There are no surprises in URS’ 93-page draft report, which The Associated Press obtained through a Freedom of Information Act request. The highest concentrations of the dozens of pesticides, solvents, compounds and toxic metals that Central Chemical used or disposed of at the site from the 1930s until 1968 are in the soil. Newman said lesser amounts found in the groundwater pose little risk to humans because there are no nearby drinking-water wells, and the city gets its drinking water from the Potomac River upstream of its confluence with Antietam Creek, which runs through Hagerstown. 

The Antietam and a tributary identified as Marsh Run 2 contain some of the substances linked to Central Chemical, but many of the same substances also were found in the same streams upstream from the plant, making it hard to pinpoint the source, according to the report. 
Many homes in the adjacent Brighton Manor neighborhood have changed hands since the problem became publicly known in 1992. Some new residents said they didn’t know about Central Chemical. Others who did said they weren’t worried about it. 

“It hasn’t concerned me,” said Cecil Howe Sr., a retired auto salesman who moved to the neighborhood four years ago. “The thing’s been there and there’s not much you can do about it.” 
Marvin Clites, a mental health worker, said he bought his two-story home in 2002 for $122,900 — approximately half the price of houses in the nearby Northgate neighborhood. 
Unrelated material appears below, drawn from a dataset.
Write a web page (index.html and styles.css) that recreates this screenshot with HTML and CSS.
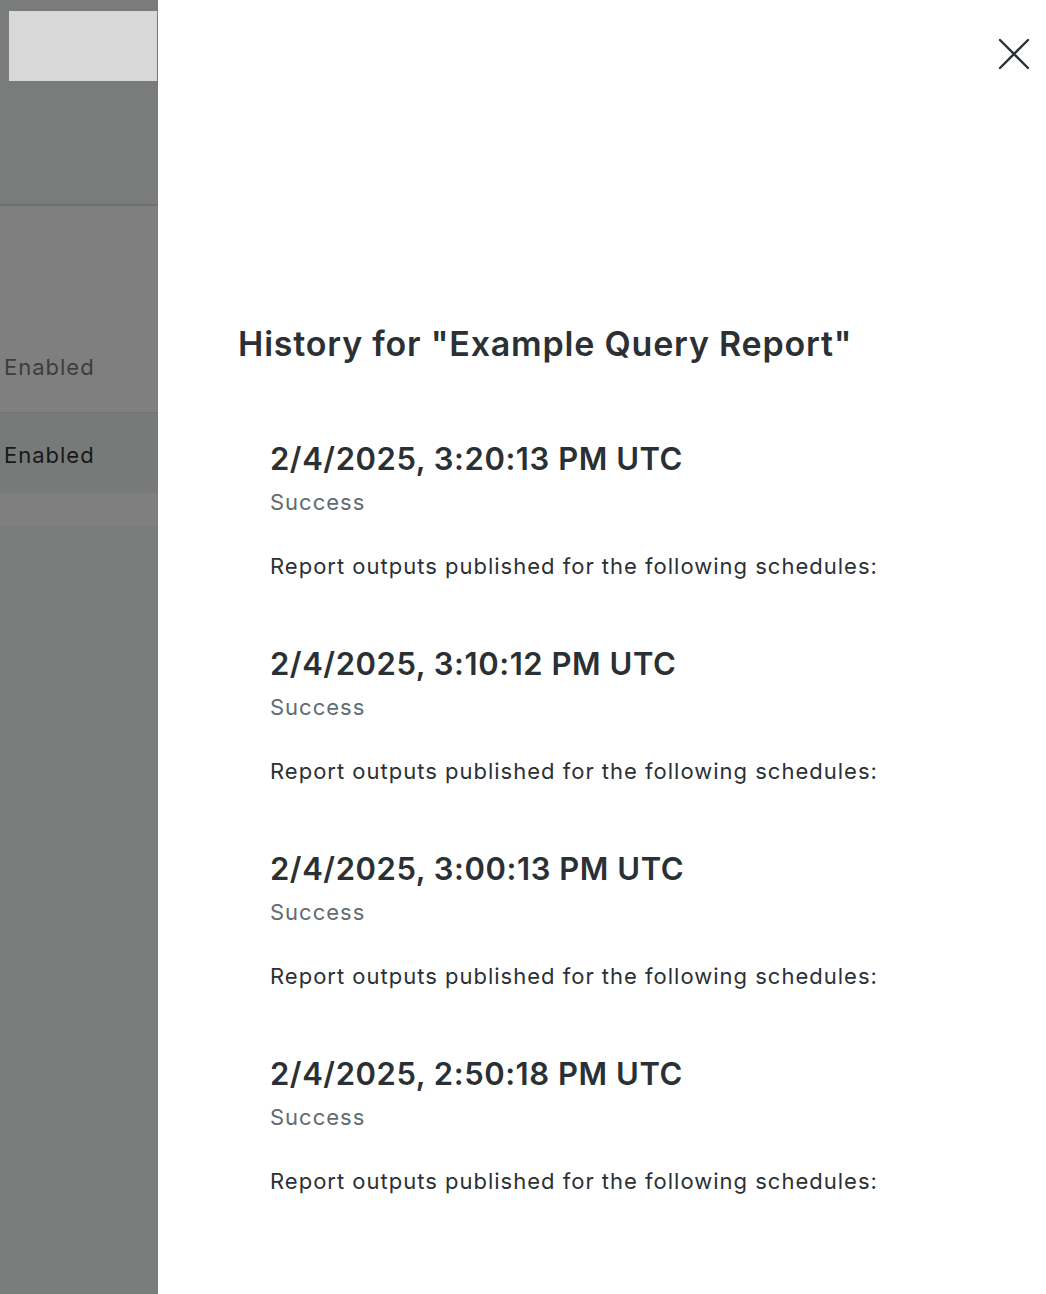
FILE: index.html
```html
<!DOCTYPE html>
<html lang="en">
<head>
<meta charset="utf-8">
<title>History</title>
<link rel="stylesheet" href="styles.css">
</head>
<body>
<div class="page">
  <aside class="backdrop">
    <div class="bg-header">
      <div class="bg-button"></div>
    </div>
    <div class="bg-row bg-row-first">
      <span class="bg-muted">Enabled</span>
    </div>
    <div class="bg-row bg-row-second">
      <span class="bg-strong">Enabled</span>
    </div>
    <div class="bg-band"></div>
    <div class="bg-rest"></div>
  </aside>
  <main class="drawer">
    <div class="drawer-top">
      <button class="close" aria-label="Close">
        <svg width="32" height="32" viewBox="0 0 32 32" fill="none" stroke="#2b3035" stroke-width="2.4" stroke-linecap="round">
          <path d="M2 2 L30 30 M30 2 L2 30"/>
        </svg>
      </button>
    </div>
    <h1 class="title">History for "Example Query Report"</h1>
    <ul class="entries">
      <li class="entry">
        <h2 class="entry-time">2/4/2025, 3:20:13 PM UTC</h2>
        <div class="entry-status">Success</div>
        <p class="entry-desc">Report outputs published for the following schedules:</p>
      </li>
      <li class="entry">
        <h2 class="entry-time">2/4/2025, 3:10:12 PM UTC</h2>
        <div class="entry-status">Success</div>
        <p class="entry-desc">Report outputs published for the following schedules:</p>
      </li>
      <li class="entry">
        <h2 class="entry-time">2/4/2025, 3:00:13 PM UTC</h2>
        <div class="entry-status">Success</div>
        <p class="entry-desc">Report outputs published for the following schedules:</p>
      </li>
      <li class="entry">
        <h2 class="entry-time">2/4/2025, 2:50:18 PM UTC</h2>
        <div class="entry-status">Success</div>
        <p class="entry-desc">Report outputs published for the following schedules:</p>
      </li>
    </ul>
  </main>
</div>
</body>
</html>
```
FILE: styles.css
```css
* { box-sizing: border-box; }
html, body { margin: 0; padding: 0; }
body {
  font-family: Inter, "Noto Sans", sans-serif;
  background: #ffffff;
  color: #2b3035;
}
.page {
  display: flex;
  width: 1046px;
  height: 1294px;
  overflow: hidden;
}
.backdrop {
  width: 158px;
  flex: none;
  display: flex;
  flex-direction: column;
  background: #7a7c7b;
}
.bg-header {
  height: 206px;
  padding: 11px 1px 0 9px;
  border-bottom: 2px solid #6e706f;
}
.bg-button {
  height: 70px;
  background: #d8d8d8;
}
.bg-row {
  display: flex;
  align-items: center;
  padding-left: 4px;
  font-size: 22px;
  letter-spacing: 1px;
}
.bg-row-first {
  height: 207px;
  background: #7f7f7f;
  padding-top: 116px;
  border-bottom: 1px solid #727473;
}
.bg-row-first .bg-muted { color: #3a3e41; }
.bg-row-second {
  height: 80px;
  padding-top: 3px;
  background: #787a79;
}
.bg-strong { color: #16191b; }
.bg-band {
  height: 33px;
  background: #7f7f7f;
}
.bg-rest { flex: 1; }

.drawer {
  flex: 1;
  padding: 0 0 0 80px;
}
.drawer-top {
  display: flex;
  justify-content: flex-end;
  height: 290px;
  padding: 38px 16px 0 0;
}
.close {
  width: 32px;
  height: 32px;
  padding: 0;
  border: 0;
  background: none;
  display: flex;
}
.title {
  margin: 34px 0 0;
  font-size: 34px;
  font-weight: 600;
  line-height: 40px;
  color: #2b3035;
  letter-spacing: 0.8px;
}
.entries {
  list-style: none;
  margin: 0;
  padding: 0 0 0 32px;
}
.entry { margin-top: 64px; }
.entry:first-child { margin-top: 76px; }
.entry-time {
  margin: 0;
  font-size: 31px;
  font-weight: 600;
  line-height: 38px;
  color: #2b3035;
  letter-spacing: 0.55px;
}
.entry-status {
  margin-top: 9px;
  font-size: 22px;
  line-height: 30px;
  color: #626b72;
  letter-spacing: 1px;
}
.entry-desc {
  margin: 34px 0 0;
  font-size: 22px;
  line-height: 30px;
  color: #2b3035;
  letter-spacing: 1px;
}
```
“I figure that if something’s in the air, we’re going to die anyway,” he said. 
Home values in Brighton Manor have risen nearly as fast as those in the city as a whole, according to the Washington County Department of Taxation and Assessments. Clites said his was appraised at $169,900 earlier this year. 
Kristin Aleshire, a city councilman who also sits on the community panel that proposed the reuse options for the Central Chemical site, said he’s satisfied with the pace of the cleanup project. 

“I think it’s more important to proceed cautiously. And I don’t think that anyone expects that there would be an expedient process to undo immediately, without taking such precautions, decades worth of potential damage that have been done,” he said.